Il confronto con l’istituzione politico-militare della NATO e con l’atlantismo: la prima, la NATO, una compagine da rivedere e riformare profondamente sulla base di un patto al quale la CSE potrebbe anche aderire a patto ch’esso si fondasse sull’effettiva parità e indipendenza politica dei suoi membri anziché – come oggi si presenta – quale organo attivo dell’egemonia statunitense sui popoli europei con ciò ridotti a una “sovranità unilateralmente limitata” e a una grave subordinazione di fatto, lesiva dei loro diritti e della loro dignità.
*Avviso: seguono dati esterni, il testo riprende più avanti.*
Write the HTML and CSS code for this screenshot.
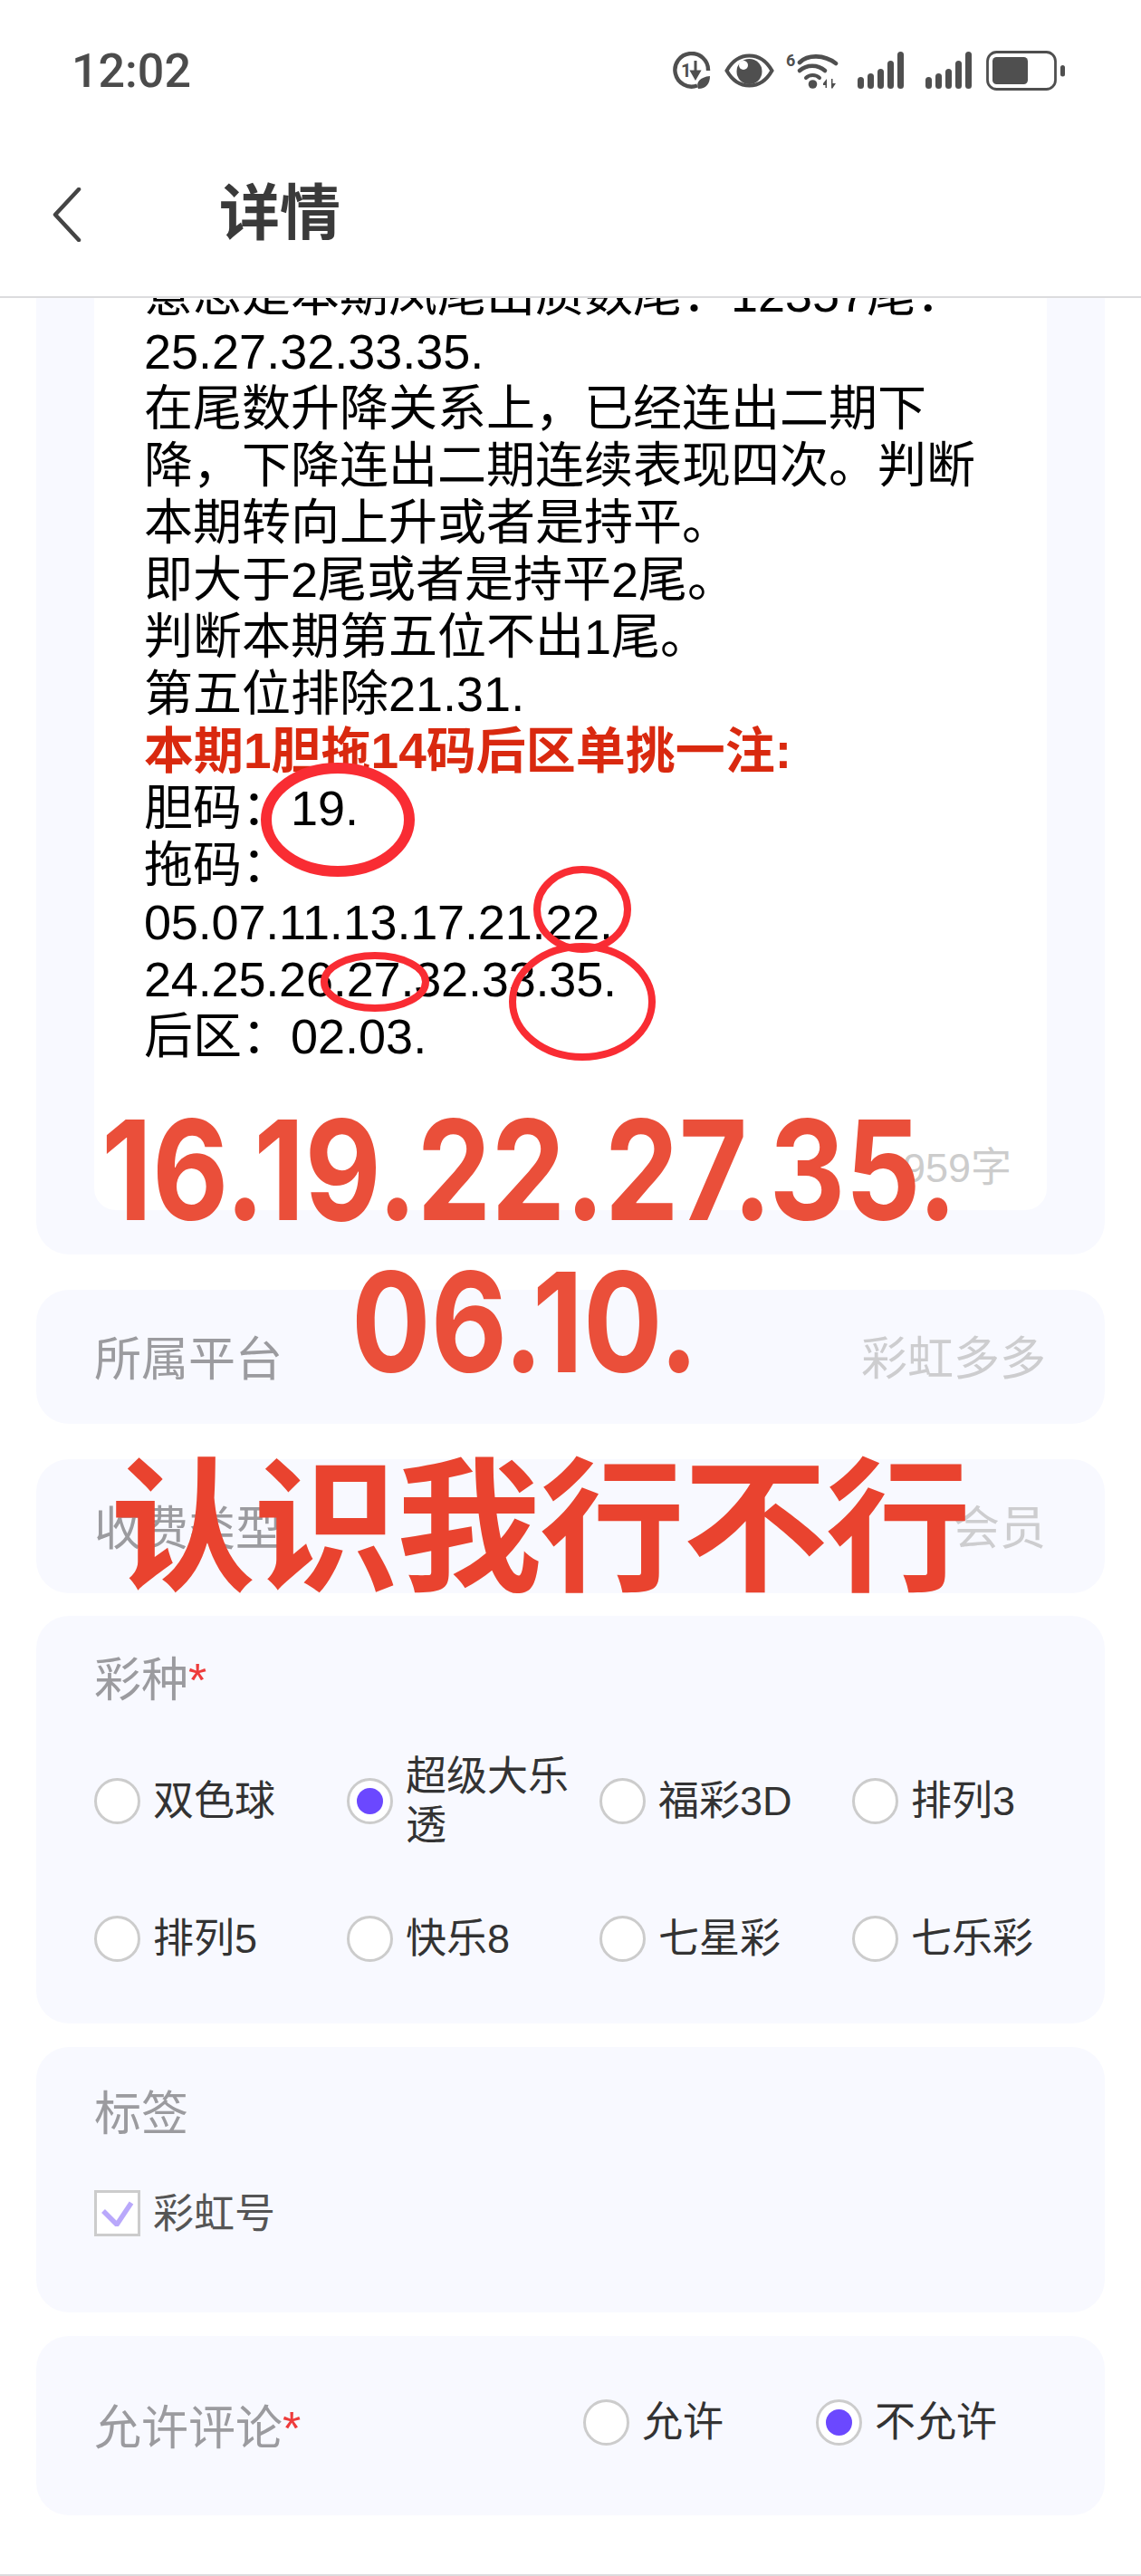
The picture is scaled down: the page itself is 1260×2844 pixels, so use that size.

Il secondo, l’atlantismo, una sinistra ideologia politica nata sulla base della “guerra fredda” tra USA e URSS con i rispettivi satelliti e che oggi va rifiutata decisamente per essere sostituita da un’Europa che non ha nemici preconcetti ma che punta a un suo protagonistico ruolo nella promozione e nel mantenimento della pace e dell’equilibrio mondiale fondato sul conseguimento della giustizia sociale tra i popoli e della salvaguardia ecologica e ambientale. Un equilibrio del quale la nostra Grande Patria Europea sia protagonista e non vassalla.